## [Given data]
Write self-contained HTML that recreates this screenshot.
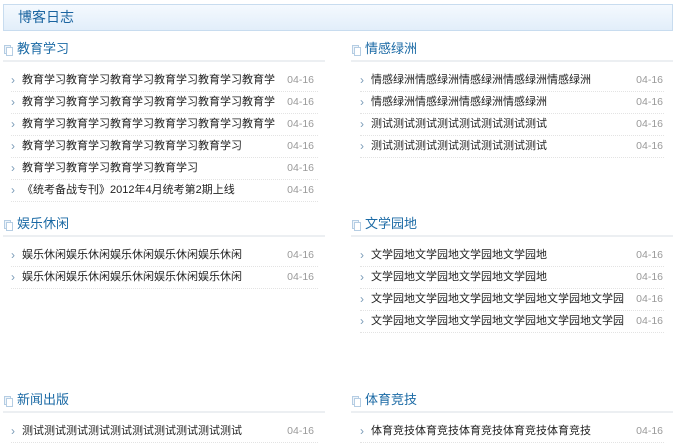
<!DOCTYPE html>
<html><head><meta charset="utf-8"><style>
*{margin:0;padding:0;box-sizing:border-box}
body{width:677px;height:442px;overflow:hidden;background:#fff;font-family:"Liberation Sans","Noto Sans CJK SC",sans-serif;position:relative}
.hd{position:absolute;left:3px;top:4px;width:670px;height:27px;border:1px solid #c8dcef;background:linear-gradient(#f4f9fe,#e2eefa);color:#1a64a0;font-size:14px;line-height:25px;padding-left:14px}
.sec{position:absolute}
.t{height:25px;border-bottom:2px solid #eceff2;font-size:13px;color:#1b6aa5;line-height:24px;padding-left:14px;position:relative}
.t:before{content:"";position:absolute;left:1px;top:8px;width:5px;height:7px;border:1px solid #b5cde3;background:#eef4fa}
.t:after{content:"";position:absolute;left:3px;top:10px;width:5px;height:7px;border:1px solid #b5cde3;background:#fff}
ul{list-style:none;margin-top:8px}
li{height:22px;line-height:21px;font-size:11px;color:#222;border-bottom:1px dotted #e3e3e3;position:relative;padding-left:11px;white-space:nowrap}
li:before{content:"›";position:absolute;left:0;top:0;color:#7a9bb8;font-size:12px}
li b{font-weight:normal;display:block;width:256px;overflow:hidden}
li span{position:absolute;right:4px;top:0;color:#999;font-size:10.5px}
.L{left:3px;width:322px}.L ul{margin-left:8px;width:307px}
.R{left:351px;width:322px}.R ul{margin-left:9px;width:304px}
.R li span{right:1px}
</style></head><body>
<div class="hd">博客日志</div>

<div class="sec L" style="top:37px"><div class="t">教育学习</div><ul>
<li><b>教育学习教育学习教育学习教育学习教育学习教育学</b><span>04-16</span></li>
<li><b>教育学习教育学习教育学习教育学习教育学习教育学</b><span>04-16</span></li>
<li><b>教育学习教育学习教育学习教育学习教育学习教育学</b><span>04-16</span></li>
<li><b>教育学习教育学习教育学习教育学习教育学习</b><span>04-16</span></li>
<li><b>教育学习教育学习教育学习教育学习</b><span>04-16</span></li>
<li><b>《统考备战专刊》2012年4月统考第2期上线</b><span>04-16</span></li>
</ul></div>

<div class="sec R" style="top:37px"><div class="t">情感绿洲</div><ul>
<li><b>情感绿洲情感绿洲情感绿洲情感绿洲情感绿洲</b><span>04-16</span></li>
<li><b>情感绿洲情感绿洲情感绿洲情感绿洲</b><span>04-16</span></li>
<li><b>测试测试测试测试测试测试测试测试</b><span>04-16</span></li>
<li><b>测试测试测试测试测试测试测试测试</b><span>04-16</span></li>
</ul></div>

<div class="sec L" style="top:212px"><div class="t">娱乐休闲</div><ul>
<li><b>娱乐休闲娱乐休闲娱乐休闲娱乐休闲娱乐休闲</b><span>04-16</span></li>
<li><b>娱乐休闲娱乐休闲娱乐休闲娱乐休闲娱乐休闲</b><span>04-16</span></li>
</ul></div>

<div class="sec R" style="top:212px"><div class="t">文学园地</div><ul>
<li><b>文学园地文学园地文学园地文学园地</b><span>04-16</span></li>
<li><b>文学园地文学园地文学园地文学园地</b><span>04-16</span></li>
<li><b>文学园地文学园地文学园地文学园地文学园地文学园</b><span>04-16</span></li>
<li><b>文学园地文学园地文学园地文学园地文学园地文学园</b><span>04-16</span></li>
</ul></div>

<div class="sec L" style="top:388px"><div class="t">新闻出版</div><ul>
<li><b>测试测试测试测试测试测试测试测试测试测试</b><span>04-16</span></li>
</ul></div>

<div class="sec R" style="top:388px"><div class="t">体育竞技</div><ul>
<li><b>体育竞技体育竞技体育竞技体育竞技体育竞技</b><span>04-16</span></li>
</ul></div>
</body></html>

## [The problem]
Quote the material in full and exactly; do not carry over its pictures.

## [Right answer]
Write self-contained HTML that recreates this screenshot.
<!DOCTYPE html>
<html><head><meta charset="utf-8"><style>
*{margin:0;padding:0;box-sizing:border-box}
body{width:677px;height:442px;overflow:hidden;background:#fff;font-family:"Liberation Sans","Noto Sans CJK SC",sans-serif;position:relative}
.hd{position:absolute;left:3px;top:4px;width:670px;height:27px;border:1px solid #c8dcef;background:linear-gradient(#f4f9fe,#e2eefa);color:#1a64a0;font-size:14px;line-height:25px;padding-left:14px}
.sec{position:absolute}
.t{height:25px;border-bottom:2px solid #eceff2;font-size:13px;color:#1b6aa5;line-height:24px;padding-left:14px;position:relative}
.t:before{content:"";position:absolute;left:1px;top:8px;width:5px;height:7px;border:1px solid #b5cde3;background:#eef4fa}
.t:after{content:"";position:absolute;left:3px;top:10px;width:5px;height:7px;border:1px solid #b5cde3;background:#fff}
ul{list-style:none;margin-top:8px}
li{height:22px;line-height:21px;font-size:11px;color:#222;border-bottom:1px dotted #e3e3e3;position:relative;padding-left:11px;white-space:nowrap}
li:before{content:"›";position:absolute;left:0;top:0;color:#7a9bb8;font-size:12px}
li b{font-weight:normal;display:block;width:256px;overflow:hidden}
li span{position:absolute;right:4px;top:0;color:#999;font-size:10.5px}
.L{left:3px;width:322px}.L ul{margin-left:8px;width:307px}
.R{left:351px;width:322px}.R ul{margin-left:9px;width:304px}
.R li span{right:1px}
</style></head><body>
<div class="hd">博客日志</div>

<div class="sec L" style="top:37px"><div class="t">教育学习</div><ul>
<li><b>教育学习教育学习教育学习教育学习教育学习教育学</b><span>04-16</span></li>
<li><b>教育学习教育学习教育学习教育学习教育学习教育学</b><span>04-16</span></li>
<li><b>教育学习教育学习教育学习教育学习教育学习教育学</b><span>04-16</span></li>
<li><b>教育学习教育学习教育学习教育学习教育学习</b><span>04-16</span></li>
<li><b>教育学习教育学习教育学习教育学习</b><span>04-16</span></li>
<li><b>《统考备战专刊》2012年4月统考第2期上线</b><span>04-16</span></li>
</ul></div>

<div class="sec R" style="top:37px"><div class="t">情感绿洲</div><ul>
<li><b>情感绿洲情感绿洲情感绿洲情感绿洲情感绿洲</b><span>04-16</span></li>
<li><b>情感绿洲情感绿洲情感绿洲情感绿洲</b><span>04-16</span></li>
<li><b>测试测试测试测试测试测试测试测试</b><span>04-16</span></li>
<li><b>测试测试测试测试测试测试测试测试</b><span>04-16</span></li>
</ul></div>

<div class="sec L" style="top:212px"><div class="t">娱乐休闲</div><ul>
<li><b>娱乐休闲娱乐休闲娱乐休闲娱乐休闲娱乐休闲</b><span>04-16</span></li>
<li><b>娱乐休闲娱乐休闲娱乐休闲娱乐休闲娱乐休闲</b><span>04-16</span></li>
</ul></div>

<div class="sec R" style="top:212px"><div class="t">文学园地</div><ul>
<li><b>文学园地文学园地文学园地文学园地</b><span>04-16</span></li>
<li><b>文学园地文学园地文学园地文学园地</b><span>04-16</span></li>
<li><b>文学园地文学园地文学园地文学园地文学园地文学园</b><span>04-16</span></li>
<li><b>文学园地文学园地文学园地文学园地文学园地文学园</b><span>04-16</span></li>
</ul></div>

<div class="sec L" style="top:388px"><div class="t">新闻出版</div><ul>
<li><b>测试测试测试测试测试测试测试测试测试测试</b><span>04-16</span></li>
</ul></div>

<div class="sec R" style="top:388px"><div class="t">体育竞技</div><ul>
<li><b>体育竞技体育竞技体育竞技体育竞技体育竞技</b><span>04-16</span></li>
</ul></div>
</body></html>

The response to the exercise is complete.